Here, X is a continuous regressor, and D is a zero-one dummy variable. The interpretation of the coefficient, b, is that it is the partial derivative of ln(Y) with respect to X. So, 100b is the percentage change in Y for a small change in X (up or down), other things held equal.


Unfortunately, lots of people (who really should know better) then apply the same "reasoning" to the interpretation of c. The trouble is, of course that D is not continuous, so we can't differentiate ln(Y) with respect to D. The way to get the percentage effect of D on Y is pretty obvious. Curiously enough those same people who go about this the correct way when computing marginal effects in the case of Logit and Probit models just don't seem to do it right in the present context. All we have to do is take the exponential of both sides of equation (1), then evaluate Y when D = 0 and when D = 1. The difference between these two values, divided by the expression for Y based on the starting value of D gives you the correct interpretation immediately:


If D switches from 0 to 1, the % impact of D on Y is 100[exp(c) - 1]. (2)


If D switches from 1 to 0, the % impact of D on Y is 100[exp(-c) - 1]. (3)
http://davegiles.blogspot.com/2011/03/dummies-for-dummies.html

I always thought that if you transformed the Y value to a log you had to do the same to all predictor variables. But neither of the comments above suggest this.
 

noetsi

Fortran must die
#11
Re: increasing the r sqaured

Given the availability of models with link functions (e.g. GLMMs and their extensions) that allow the user to specify the distribution of their response variable, transformations generally aren't necessary. In my opinion, they just cause trouble. Trouble, I say!
But such transformation are common (particularly in economics and business) possibly because most don't know GLMM's (by which I assume you mean methods like logistic regression or probit). The common wisdom I have read is that one should use logs with ceilings and floors (although the common wisdom I have been taught appears to be commonly wrong).

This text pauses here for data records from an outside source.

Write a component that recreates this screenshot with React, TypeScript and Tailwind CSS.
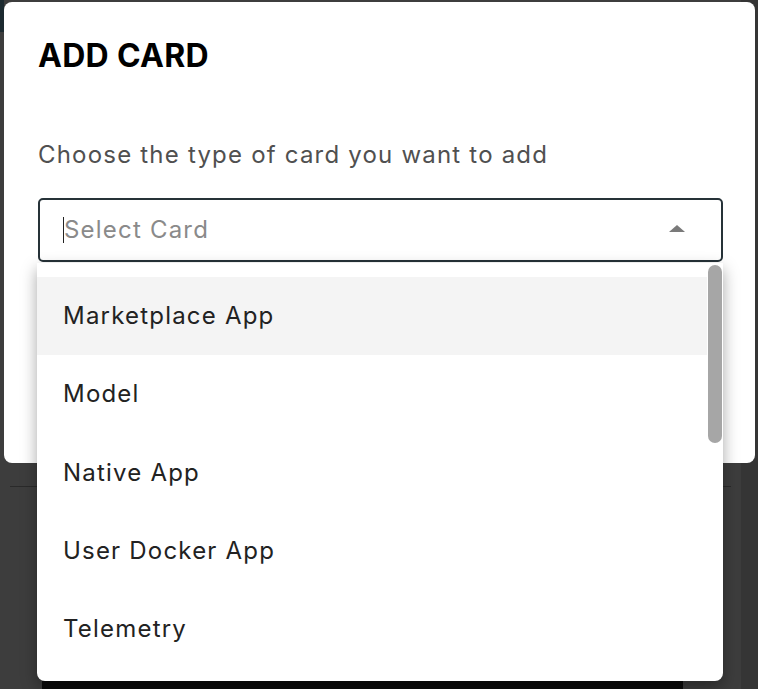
import React from "react";

const items = ["Marketplace App", "Model", "Native App", "User Docker App", "Telemetry"];

export default function App() {
  return (
    <div
      className="relative w-[758px] h-[689px] overflow-hidden bg-[#3d3d3d]"
      style={{ fontFamily: "Inter, 'Noto Sans', sans-serif" }}
    >
      {/* background app */}
      <div className="flex h-full">
        <div className="flex-1 flex flex-col">
          <div className="h-[486px]" />
          <div className="mx-[10px] h-px bg-[#2a2a2a]" />
          <div className="flex-1" />
          <div className="ml-[42px] mr-[58px] h-[8px] bg-[#0a0a0a]" />
        </div>
        <div className="w-[17px] bg-[#353535]" />
      </div>
      <div className="absolute left-0 top-0 w-[4px] h-[32px] bg-[#1c2a30]" />

      {/* modal */}
      <div className="absolute left-[4px] top-[2px] w-[751px] h-[461px] rounded-[8px] bg-white px-[34px] pt-[35px]">
        <h1 className="text-[32px] leading-[38px] font-bold text-black tracking-[0.3px]">ADD CARD</h1>
        <p className="mt-[65px] text-[24px] leading-[30px] text-[#505050] tracking-[1.2px]">Choose the type of card you want to add</p>
        <div className="relative mt-[28px] h-[64px] w-[685px] rounded-[5px] border-2 border-[#263238] flex items-center pl-[23px] pr-[48px]">
          <div className="w-px h-[26px] bg-[#222]" />
          <span className="text-[24px] text-[#8a8a8a] tracking-[1.2px]">Select Card</span>
          <div className="absolute right-[36px] top-[25px] w-0 h-0 border-l-[8px] border-r-[8px] border-b-[7px] border-l-transparent border-r-transparent border-b-[#7a7a7a]" />
        </div>
      </div>

      {/* dropdown menu */}
      <div className="absolute left-[37px] top-[263px] w-[686px] h-[418px] rounded-b-[8px] bg-white shadow-[0_6px_16px_rgba(0,0,0,0.35)] overflow-hidden">
        <div className="flex flex-col pt-[14px] pr-[16px]">
          {items.map((it, i) => (
            <div
              key={it}
              className={`h-[78.3px] flex items-center pl-[26px] text-[24px] text-[#222] tracking-[1.2px] ${i === 0 ? "bg-[#f4f4f4]" : ""}`}
            >
              {it}
            </div>
          ))}
        </div>
        <div className="absolute right-[1px] top-[2px] w-[14px] h-[178px] rounded-full bg-[#a6a6a6]" />
      </div>
    </div>
  );
}
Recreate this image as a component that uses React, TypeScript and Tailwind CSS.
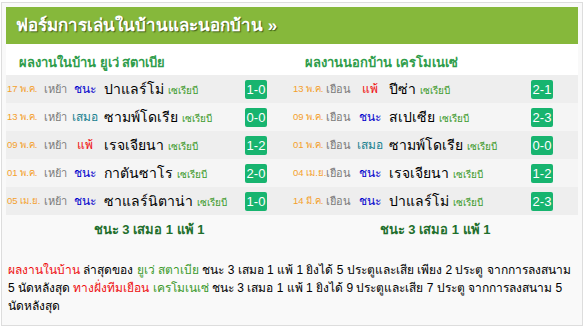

Reading the original post I think the point is to increase R squared (that is better predictive capacity).

I found this useful in explaining the use of logs

http://www.ats.ucla.edu/stat/sas/faq/sas_interpret_log.htm
 

jpkelley

TS Contributor
#12
They can cause trouble. For proportional data, the arcsin(sqrt(x)) transformation is normally used. Again, at the boundaries, these do not work. As an example, I generated a highly skewed set of proportional data (i.e. close to 1) and then plotted the raw data, log-transformed, and the arcsin transformation.

Is this what you were talking about?

[EDIT: The right panel histogram should be labeled "arcsin transformed"]
 
Last edited:

noetsi

Fortran must die
#13
Actually I was talking about this type of recommendation "Three commonly cited transformations to reduce positive skewness, in order of their impact are as follows: Square root transformation, log transformation, and reflected inverse transformation" from "Data Analysis Using SAS Enterprise Guide." The same book states that transformations are commonly recommended (which is my observation of the literature as well).

This notes that floors commonly cause positive skew.

http://books.google.com/books?id=pU...v=onepage&q=what causes positive skew&f=false

I was wrong to assume both ceiling and floors could be addressed by logs, since negative skew caused by ceilings does not use it.
 
#14
- Is your data unbalanced?
i think so the wages are higher for the male section than the female section of the data which suggests men are getting paid more for the same work

- What does that variation between males and females look like?
- Sample size? is 70 35 of each sex
- Salaries adjusted for inflation, etc.? yes

the relationship does look linear i see two horizontal lines going lower to higher when the males are looked at, i was wanting to add a log to make it more accurate is this not needed with out the log of salary the r sqaured is 0.3 , also of the the t stats for the independents is negative the other 2 are positive
 

noetsi

Fortran must die
#15
With financial data it is not unusual to see heteroskedacity. That is residuals' range (their spread) increases as the value of the data points get larger. Ignoring issues of skew, a log may help address this and (sometimes) make your explained variance better as a result.
 

noetsi

Fortran must die
#17
One thing to remember, and it is easy to forget, is that you can get everything right and still have poor R squared values. If the pheneomenon is really complex no small set of variables may in fact explain much.
 
#18
whats considered poor ideally i would like 1, but i know that aint happening also is the durban watson test worth looking at in terms of being over 0.8 for auto correlation
 
Last edited:

jpkelley

TS Contributor
#20
whats considered poor ideally i would like 1
I don't know of anyone who has ever achieved this with empirical datasets. As to what is considered poor, that depends on your system. In physiology, where patterns of covariation are typically governed by tight constraints (e.g. receptor binding affinities, cardiac output, etc.), "good" r-squared values are likely to be high. For ecological data (e.g. influence of rain on mating probability of frogs), "good" r-squared values might be very low (0.25). This is why people typically don't examine r-squared during the model simplification process. We just look for the best model for the data we have, assuming that the data we collected can adequately address the question on hand. Even adjusted r-squared (which accounts somewhat for model complexity) has been shown to perform worse than AIC for selecting the simplest and best explanatory models, especially for data with nonlinearities.

You're smart to look for autocorrelation in your data. I would be more interested to know if you have repeated-measures data (more than one data row or measurement per individual).

Good luck. Sounds like a cool data set!